Yaşlılara yönelik ayrımcı uygulamalar halen yürürlüktedir. Kullanılan damgalayıcı dil ve uygulanan eşitsiz politikalar sosyal güvenceye sahip olmayanlar başta olmak üzere 65 yaş ve üzeri kişilerin toplumsal hayata eşit katılımına ciddi zararlar vermiş; yaşlıları ekonomik, psikolojik ve fiziksel şiddete daha da açık kılmıştır. Bir kez daha bu uygulamalara son verilmesi gerektiğini ifade ediyoruz.
İktidar uydurma "darbe karşıtlığı" kampanyasına rağmen, kendisi fiili bir darbe yürütmektedir. Herhangi bir seçimle iktidarını devretmeye niyeti yoktur. Bu nedenle iktidarın seçim veya kriz nedeniyle kendiliğinden çökeceği yönünde bir hayale kapılınmamalıdır. İktidarı çöküşe götürecek olan halkın örgütlü mücadelesidir. Bu mücadeleyi inşa etmek için muhalefet güçlerinin zihninde tam bir berraklık olmalıdır. Bu berraklık zemininde bir irade ve öncülük inşa etmek hayati önemdedir. Demokrasi güçlerinin ittifakını kurmak ve dayanışma ağlarını güçlendirmek sorumluluğumuza bu anlayışla yaklaşıyoruz.
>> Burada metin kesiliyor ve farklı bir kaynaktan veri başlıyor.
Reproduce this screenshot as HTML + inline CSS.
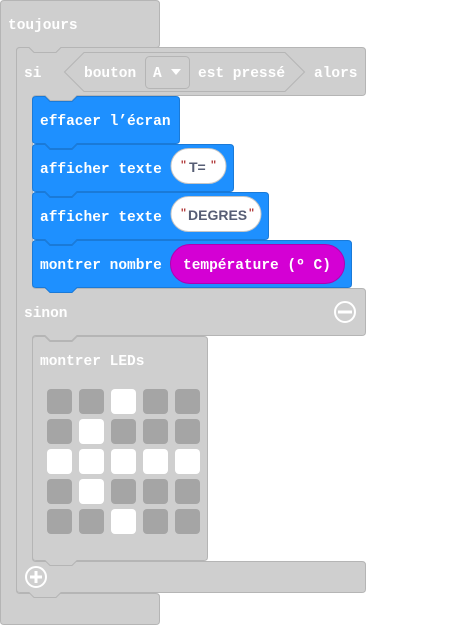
<!DOCTYPE html>
<html><head><meta charset="utf-8"><style>
html,body{margin:0;padding:0;background:#fff;width:456px;height:625px;overflow:hidden}
svg{display:block}
.t{font-family:"Liberation Mono",monospace;font-weight:bold;font-size:14.5px;fill:#fff}
.s{font-family:"Liberation Sans",sans-serif;font-weight:bold;font-size:14px;fill:#575e75}
.q{font-family:"Liberation Sans",sans-serif;font-size:14px;fill:#a31515}
</style></head><body>
<svg width="456" height="625" viewBox="0 0 456 625">
<path d="M0.5,4 Q0.5,0.5 4,0.5 H156 Q159.5,0.5 159.5,4 V44 Q159.5,47.5 156,47.5 H61 l-5,5 H34 l-5,-5 H20 Q16.5,47.5 16.5,51 V590 Q16.5,593.5 20,593.5 H156 Q159.5,593.5 159.5,597 V621 Q159.5,624.5 156,624.5 H4 Q0.5,624.5 0.5,621 Z" fill="#cfcfcf" stroke="#b5b5b5"/>
<text class="t" x="8" y="29">toujours</text>
<path d="M16.5,51 Q16.5,47.5 20,47.5 H29 l5,5 H56 l5,-5 H362 Q365.5,47.5 365.5,51 V92 Q365.5,95.5 362,95.5 H77 l-5,5 H50 l-5,-5 H36 Q32.5,95.5 32.5,99 V285 Q32.5,288.5 36,288.5 H362 Q365.5,288.5 365.5,292 V332 Q365.5,335.5 362,335.5 H77 l-5,5 H50 l-5,-5 H36 Q32.5,335.5 32.5,339 V558 Q32.5,561.5 36,561.5 H362 Q365.5,561.5 365.5,565 V589 Q365.5,592.5 362,592.5 H61 l-5,5 H34 l-5,-5 H20 Q16.5,592.5 16.5,589 Z" fill="#cfcfcf" stroke="#b5b5b5"/>
<text class="t" x="24" y="77">si</text>
<polygon points="64.5,72 84,52.5 285,52.5 304.5,72 285,91.5 84,91.5" fill="#cfcfcf" stroke="#b5b5b5"/>
<text class="t" x="84" y="77">bouton</text>
<rect x="145.5" y="56.5" width="44" height="32" rx="4" fill="#cfcfcf" stroke="#b5b5b5"/>
<text class="t" x="153" y="77">A</text>
<polygon points="171,69 181,69 176,75" fill="#fff"/>
<text class="t" x="198" y="77">est pressé</text>
<text class="t" x="314" y="77">alors</text>
<text class="t" x="24" y="317">sinon</text>
<circle cx="345" cy="312" r="10" fill="none" stroke="#fff" stroke-width="2"/>
<rect x="338" y="310.5" width="14" height="3" fill="#fff"/>
<circle cx="36" cy="577" r="10" fill="none" stroke="#fff" stroke-width="2"/>
<rect x="30" y="575.5" width="12" height="3" fill="#fff"/>
<rect x="34.5" y="571" width="3" height="12" fill="#fff"/>
<g fill="#1e90ff" stroke="#1a7ad8">
<path d="M32.5,100 Q32.5,96.5 36,96.5 H45 l5,5 H72 l5,-5 H176 Q179.5,96.5 179.5,100 V140 Q179.5,143.5 176,143.5 H77 l-5,5 H50 l-5,-5 H36 Q32.5,143.5 32.5,140 Z"/>
<path d="M32.5,148 Q32.5,144.5 36,144.5 H45 l5,5 H72 l5,-5 H230 Q233.5,144.5 233.5,148 V188 Q233.5,191.5 230,191.5 H77 l-5,5 H50 l-5,-5 H36 Q32.5,191.5 32.5,188 Z"/>
<path d="M32.5,196 Q32.5,192.5 36,192.5 H45 l5,5 H72 l5,-5 H265 Q268.5,192.5 268.5,196 V236 Q268.5,239.5 265,239.5 H77 l-5,5 H50 l-5,-5 H36 Q32.5,239.5 32.5,236 Z"/>
<path d="M32.5,244 Q32.5,240.5 36,240.5 H45 l5,5 H72 l5,-5 H348 Q351.5,240.5 351.5,244 V284 Q351.5,287.5 348,287.5 H77 l-5,5 H50 l-5,-5 H36 Q32.5,287.5 32.5,284 Z"/>
</g>
<text class="t" x="40" y="125">effacer l’écran</text>
<text class="t" x="40" y="173">afficher texte</text>
<text class="t" x="40" y="221">afficher texte</text>
<text class="t" x="40" y="269">montrer nombre</text>
<rect x="171" y="148.5" width="55" height="35" rx="17.5" fill="#fff" stroke="#c6c6c6"/>
<text class="q" x="181" y="170">"</text><text class="s" x="189" y="172">T=</text><text class="q" x="211" y="170">"</text>
<rect x="171" y="196.5" width="90" height="35" rx="17.5" fill="#fff" stroke="#c6c6c6"/>
<text class="q" x="181" y="218">"</text><text class="s" x="188" y="220">DEGRES</text><text class="q" x="249" y="218">"</text>
<rect x="170.5" y="244.5" width="174" height="39" rx="19.5" fill="#d400d4" stroke="#b000b0"/>
<text class="t" x="183" y="269">température (º C)</text>
<path d="M32.5,340 Q32.5,336.5 36,336.5 H45 l5,5 H72 l5,-5 H204 Q207.5,336.5 207.5,340 V557 Q207.5,560.5 204,560.5 H77 l-5,5 H50 l-5,-5 H36 Q32.5,560.5 32.5,557 Z" fill="#cfcfcf" stroke="#b5b5b5"/>
<text class="t" x="40" y="365">montrer LEDs</text>
<g>
<rect x="47" y="389" width="25" height="25" rx="4" fill="#a5a5a5"/>
<rect x="79" y="389" width="25" height="25" rx="4" fill="#a5a5a5"/>
<rect x="111" y="389" width="25" height="25" rx="4" fill="#fff"/>
<rect x="143" y="389" width="25" height="25" rx="4" fill="#a5a5a5"/>
<rect x="175" y="389" width="25" height="25" rx="4" fill="#a5a5a5"/>
<rect x="47" y="419" width="25" height="25" rx="4" fill="#a5a5a5"/>
<rect x="79" y="419" width="25" height="25" rx="4" fill="#fff"/>
<rect x="111" y="419" width="25" height="25" rx="4" fill="#a5a5a5"/>
<rect x="143" y="419" width="25" height="25" rx="4" fill="#a5a5a5"/>
<rect x="175" y="419" width="25" height="25" rx="4" fill="#a5a5a5"/>
<rect x="47" y="449" width="25" height="25" rx="4" fill="#fff"/>
<rect x="79" y="449" width="25" height="25" rx="4" fill="#fff"/>
<rect x="111" y="449" width="25" height="25" rx="4" fill="#fff"/>
<rect x="143" y="449" width="25" height="25" rx="4" fill="#fff"/>
<rect x="175" y="449" width="25" height="25" rx="4" fill="#fff"/>
<rect x="47" y="479" width="25" height="25" rx="4" fill="#a5a5a5"/>
<rect x="79" y="479" width="25" height="25" rx="4" fill="#fff"/>
<rect x="111" y="479" width="25" height="25" rx="4" fill="#a5a5a5"/>
<rect x="143" y="479" width="25" height="25" rx="4" fill="#a5a5a5"/>
<rect x="175" y="479" width="25" height="25" rx="4" fill="#a5a5a5"/>
<rect x="47" y="509" width="25" height="25" rx="4" fill="#a5a5a5"/>
<rect x="79" y="509" width="25" height="25" rx="4" fill="#a5a5a5"/>
<rect x="111" y="509" width="25" height="25" rx="4" fill="#fff"/>
<rect x="143" y="509" width="25" height="25" rx="4" fill="#a5a5a5"/>
<rect x="175" y="509" width="25" height="25" rx="4" fill="#a5a5a5"/>
</g>
</svg>
</body></html>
Meclisleşme perspektifini daha da öne çıkararak toplumsal mücadeleye hız vermek bugünün en acil görevlerindendir.
Egemenlerin normali ezilenler için daimî bir sömürü ve ezilme anlamı taşımaktadır. Bizler, Halkların Demokratik Kongresi olarak, egemenlerin normaline son vermek için ezilenlerin gerçek olağanüstünü halini yaratma, yeni yaşamı inşa etme mücadelesini sürdürmeye her koşulda devam edeceğimizi ifade ediyoruz.